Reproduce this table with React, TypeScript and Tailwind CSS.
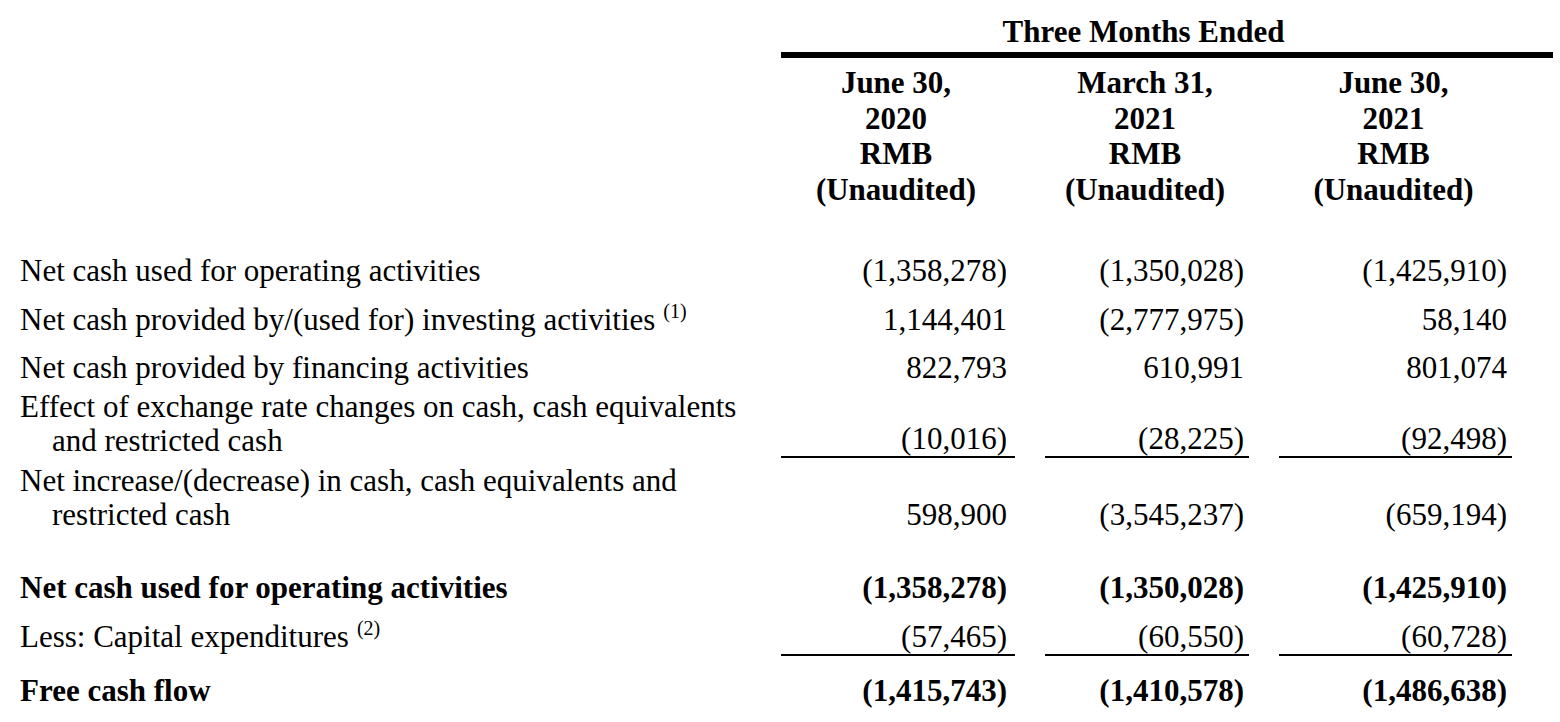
import React from "react";

type Row = {
  label: React.ReactNode;
  values: string[];
  bold?: boolean;
  rule?: boolean;
  gap: string;
};

const grid = "grid grid-cols-[731px_234px_204px_233px] gap-x-[30px]";
const pads = ["pr-[8px]", "pr-[5px]", "pr-[5px]"];

const Note = ({ n }: { n: number }) => (
  <sup className="text-[20px] ml-[8px] -top-[12px]">({n})</sup>
);

const rows: Row[] = [
  {
    label: "Net cash used for operating activities",
    values: ["(1,358,278)", "(1,350,028)", "(1,425,910)"],
    gap: "mt-[47px]",
  },
  {
    label: (
      <>
        Net cash provided by/(used for) investing activities
        <Note n={1} />
      </>
    ),
    values: ["1,144,401", "(2,777,975)", "58,140"],
    gap: "mt-[15px]",
  },
  {
    label: "Net cash provided by financing activities",
    values: ["822,793", "610,991", "801,074"],
    gap: "mt-[14px]",
  },
  {
    label: "Effect of exchange rate changes on cash, cash equivalents and restricted cash",
    values: ["(10,016)", "(28,225)", "(92,498)"],
    rule: true,
    gap: "mt-[5px]",
  },
  {
    label: "Net increase/(decrease) in cash, cash equivalents and restricted cash",
    values: ["598,900", "(3,545,237)", "(659,194)"],
    gap: "mt-[6px]",
  },
  {
    label: "Net cash used for operating activities",
    values: ["(1,358,278)", "(1,350,028)", "(1,425,910)"],
    bold: true,
    gap: "mt-[39px]",
  },
  {
    label: (
      <>
        Less: Capital expenditures
        <Note n={2} />
      </>
    ),
    values: ["(57,465)", "(60,550)", "(60,728)"],
    rule: true,
    gap: "mt-[15px]",
  },
  {
    label: "Free cash flow",
    values: ["(1,415,743)", "(1,410,578)", "(1,486,638)"],
    bold: true,
    gap: "mt-[18px]",
  },
];

const heads = [
  ["June 30,", "2020"],
  ["March 31,", "2021"],
  ["June 30,", "2021"],
];

export default function App() {
  return (
    <div className="w-[1560px] h-[722px] overflow-hidden bg-white text-black pl-[20px] pt-[14px] font-['Liberation_Serif','Times_New_Roman',serif] text-[31px]">
      {/* column headings */}
      <div className={grid}>
        <div />
        <div className="col-span-3 text-center font-bold leading-[36px] pr-[6px]">
          Three Months Ended
        </div>
        <div />
        <div className="col-span-3 mt-[2px] -mr-[41px] h-[6px] bg-black" />
        <div />
        {heads.map((h, i) => (
          <div
            key={i}
            className="mt-[7px] text-center font-bold leading-[35.6px] pr-[4px]"
          >
            <div>{h[0]}</div>
            <div>{h[1]}</div>
            <div>RMB</div>
            <div>(Unaudited)</div>
          </div>
        ))}
      </div>

      {/* cash flow rows */}
      {rows.map((row, i) => (
        <div
          key={i}
          className={`${grid} ${row.gap} leading-[34px] ${
            row.bold ? "font-bold" : ""
          }`}
        >
          <div className="pl-[32px] -indent-[32px]">{row.label}</div>
          {row.values.map((v, j) => (
            <div
              key={j}
              className={`self-end text-right ${pads[j]} ${
                row.rule ? "border-b-2 border-black" : ""
              }`}
            >
              {v}
            </div>
          ))}
        </div>
      ))}
    </div>
  );
}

Goal | Your copy of the data above should match it exactly, except that pictures are left out.

Exercise solution |
Reproduce this table with React, TypeScript and Tailwind CSS.
import React from "react";

type Row = {
  label: React.ReactNode;
  values: string[];
  bold?: boolean;
  rule?: boolean;
  gap: string;
};

const grid = "grid grid-cols-[731px_234px_204px_233px] gap-x-[30px]";
const pads = ["pr-[8px]", "pr-[5px]", "pr-[5px]"];

const Note = ({ n }: { n: number }) => (
  <sup className="text-[20px] ml-[8px] -top-[12px]">({n})</sup>
);

const rows: Row[] = [
  {
    label: "Net cash used for operating activities",
    values: ["(1,358,278)", "(1,350,028)", "(1,425,910)"],
    gap: "mt-[47px]",
  },
  {
    label: (
      <>
        Net cash provided by/(used for) investing activities
        <Note n={1} />
      </>
    ),
    values: ["1,144,401", "(2,777,975)", "58,140"],
    gap: "mt-[15px]",
  },
  {
    label: "Net cash provided by financing activities",
    values: ["822,793", "610,991", "801,074"],
    gap: "mt-[14px]",
  },
  {
    label: "Effect of exchange rate changes on cash, cash equivalents and restricted cash",
    values: ["(10,016)", "(28,225)", "(92,498)"],
    rule: true,
    gap: "mt-[5px]",
  },
  {
    label: "Net increase/(decrease) in cash, cash equivalents and restricted cash",
    values: ["598,900", "(3,545,237)", "(659,194)"],
    gap: "mt-[6px]",
  },
  {
    label: "Net cash used for operating activities",
    values: ["(1,358,278)", "(1,350,028)", "(1,425,910)"],
    bold: true,
    gap: "mt-[39px]",
  },
  {
    label: (
      <>
        Less: Capital expenditures
        <Note n={2} />
      </>
    ),
    values: ["(57,465)", "(60,550)", "(60,728)"],
    rule: true,
    gap: "mt-[15px]",
  },
  {
    label: "Free cash flow",
    values: ["(1,415,743)", "(1,410,578)", "(1,486,638)"],
    bold: true,
    gap: "mt-[18px]",
  },
];

const heads = [
  ["June 30,", "2020"],
  ["March 31,", "2021"],
  ["June 30,", "2021"],
];

export default function App() {
  return (
    <div className="w-[1560px] h-[722px] overflow-hidden bg-white text-black pl-[20px] pt-[14px] font-['Liberation_Serif','Times_New_Roman',serif] text-[31px]">
      {/* column headings */}
      <div className={grid}>
        <div />
        <div className="col-span-3 text-center font-bold leading-[36px] pr-[6px]">
          Three Months Ended
        </div>
        <div />
        <div className="col-span-3 mt-[2px] -mr-[41px] h-[6px] bg-black" />
        <div />
        {heads.map((h, i) => (
          <div
            key={i}
            className="mt-[7px] text-center font-bold leading-[35.6px] pr-[4px]"
          >
            <div>{h[0]}</div>
            <div>{h[1]}</div>
            <div>RMB</div>
            <div>(Unaudited)</div>
          </div>
        ))}
      </div>

      {/* cash flow rows */}
      {rows.map((row, i) => (
        <div
          key={i}
          className={`${grid} ${row.gap} leading-[34px] ${
            row.bold ? "font-bold" : ""
          }`}
        >
          <div className="pl-[32px] -indent-[32px]">{row.label}</div>
          {row.values.map((v, j) => (
            <div
              key={j}
              className={`self-end text-right ${pads[j]} ${
                row.rule ? "border-b-2 border-black" : ""
              }`}
            >
              {v}
            </div>
          ))}
        </div>
      ))}
    </div>
  );
}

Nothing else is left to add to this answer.